No it doesn't. It has a standard username/password/forgotten email me setup.
What et1337 means is that you never even create a password, you literally login by putting just your email in, switching to your email, and clicking the link provided.
Given that most sites require you to do this when you first create an account to prove you own the email anyway, what was the point of having a password?
For cases when you want to trust this computer for logging you into X, but not into your email (compromised it lets anyone use anything that is yours), obviously.
So, in this scenario, losing the device (phone, tablet, computer) will mean losing access to the account right? It is coupled to device ID or some cookie right?
I am going to add an addendum about this which I will do now. On the app we are developing, the app installation has a unique id. Every once in a while, all of the "history" is stored in a secure fashion back on the server. So a device migration can be done. I must admit, losing a device is trickier because you wouldnt which id to use to restore on a new device. Let me think about this a bit
But seriously, this is literally the problem that logins were designed to solve. With a login, you are defining an external concept of "user" that is distinct from the device.
Available security factors are: something you are, something you possess, something you know. Right now, you're using something you possess (the device). The problem is, if I lose the device, I've lost my security credential, and no longer "own" my account.

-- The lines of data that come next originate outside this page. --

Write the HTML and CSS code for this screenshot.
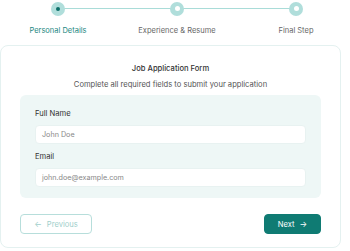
FILE: index.html
```html
<!DOCTYPE html>
<html>
<head>
<meta charset="utf-8">
<link rel="stylesheet" href="styles.css">
</head>
<body>
<div class="page">
  <div class="stepper">
    <div class="track"></div>
    <div class="step active">
      <span class="dot"><span class="core"></span></span>
      <span class="label">Personal Details</span>
    </div>
    <div class="step">
      <span class="dot"><span class="core"></span></span>
      <span class="label">Experience &amp; Resume</span>
    </div>
    <div class="step">
      <span class="dot"><span class="core"></span></span>
      <span class="label">Final Step</span>
    </div>
  </div>
  <div class="card">
    <h1 class="title">Job Application Form</h1>
    <p class="subtitle">Complete all required fields to submit your application</p>
    <div class="panel">
      <label class="field-label">Full Name</label>
      <div class="input">John Doe</div>
      <label class="field-label second">Email</label>
      <div class="input">john.doe@example.com</div>
    </div>
    <div class="actions">
      <button class="btn prev"><span class="arrow">&#8592;</span>Previous</button>
      <button class="btn next">Next<span class="arrow">&#8594;</span></button>
    </div>
  </div>
</div>
</body>
</html>
```
FILE: styles.css
```css
* { box-sizing: border-box; }
html, body { margin: 0; padding: 0; background: #fff; }
body { font-family: Inter, "Noto Sans", sans-serif; color: #333; overflow: hidden; }
.page { width: 341px; }
.stepper {
  position: relative;
  display: flex;
  gap: 19px;
  padding-left: 8px;
  height: 45px;
}
.track {
  position: absolute;
  left: 58px;
  width: 238px;
  top: 8px;
  height: 1px;
  background: #a9dcd8;
}
.step {
  position: relative;
  flex: 0 0 100px;
  display: flex;
  flex-direction: column;
  align-items: center;
}
.dot {
  margin-top: 1.5px;
  width: 14px;
  height: 14px;
  border-radius: 50%;
  background: #b0dedb;
  display: flex;
  align-items: center;
  justify-content: center;
}
.core { width: 5px; height: 5px; border-radius: 50%; background: #fff; }
.step.active .core { width: 4px; height: 4px; background: #0c6e68; }
.label {
  margin-top: 9px;
  font-size: 7.5px;
  line-height: 12px;
  color: #666;
  white-space: nowrap;
}
.step.active .label { color: #23877f; }
.card {
  border: 1px solid #e4f1f0;
  border-radius: 8px;
  padding: 17px 19px 13px;
  background: #fff;
}
.title {
  margin: 0;
  text-align: center;
  font-size: 7.6px;
  font-weight: 500;
  line-height: 12px;
  color: #333;
}
.subtitle {
  margin: 4px 0 0;
  text-align: center;
  font-size: 7.6px;
  line-height: 12px;
  color: #555;
}
.panel {
  margin-top: 4px;
  background: #eef7f6;
  border-radius: 6px;
  padding: 13px 15px 11.5px;
}
.field-label {
  display: block;
  font-size: 7.6px;
  line-height: 12px;
  color: #333;
}
.field-label.second { margin-top: 7.5px; }
.input {
  margin-top: 4.5px;
  height: 19px;
  background: #fff;
  border: 1px solid #e8f2f1;
  border-radius: 4px;
  padding: 0 6px;
  font-size: 7.2px;
  line-height: 17px;
  color: #888;
}
.actions {
  margin-top: 16px;
  display: flex;
  justify-content: space-between;
}
.btn {
  height: 20px;
  border-radius: 4px;
  font-family: inherit;
  font-size: 7.6px;
  display: flex;
  align-items: center;
  justify-content: center;
  gap: 5px;
  padding: 0;
}
.prev {
  width: 72px;
  background: #fff;
  border: 1px solid #b7dedb;
  color: #9fcfcb;
}
.next {
  width: 57px;
  background: #0f7b73;
  border: 1px solid #0f7b73;
  color: #fff;
}
.arrow { font-size: 8px; }
```
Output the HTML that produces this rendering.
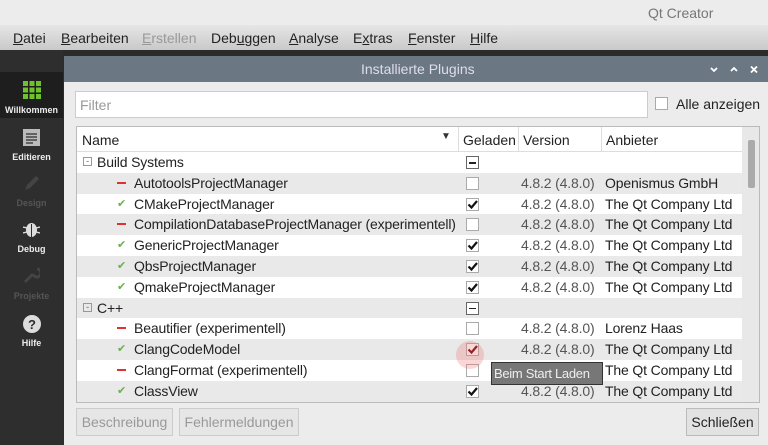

To fix this, you could collect an email, and when installing your app, you could prompt the user if they want to use an existing account or create another. But then, you probably want to add some security in the form of a password... and then you've created a login.
> I must admit, losing a device is trickier because you wouldnt which id to use to restore on a new device.
This will happen. It will happen all the time. And when it does, people will be disappointed. People will stop using your app because they lost everything. I've seen this happen.
This system can work if the data is not important. But the nature of apps that store data or have a concept of "your data is stored" needs to account for cases where the original device is no longer accessible/usable.
> So a device migration can be done.
Relying on device migration is foolish. It will fail. And I will blame your app for losing my data.
We have this on JotForm. You can use JotForm fully without creating an account. I think it is important to give people freedom to roam your product freely before making a decision to create an account.
No, the primary use case for a login is when you need to actually authenticate to be authorized to access secure data.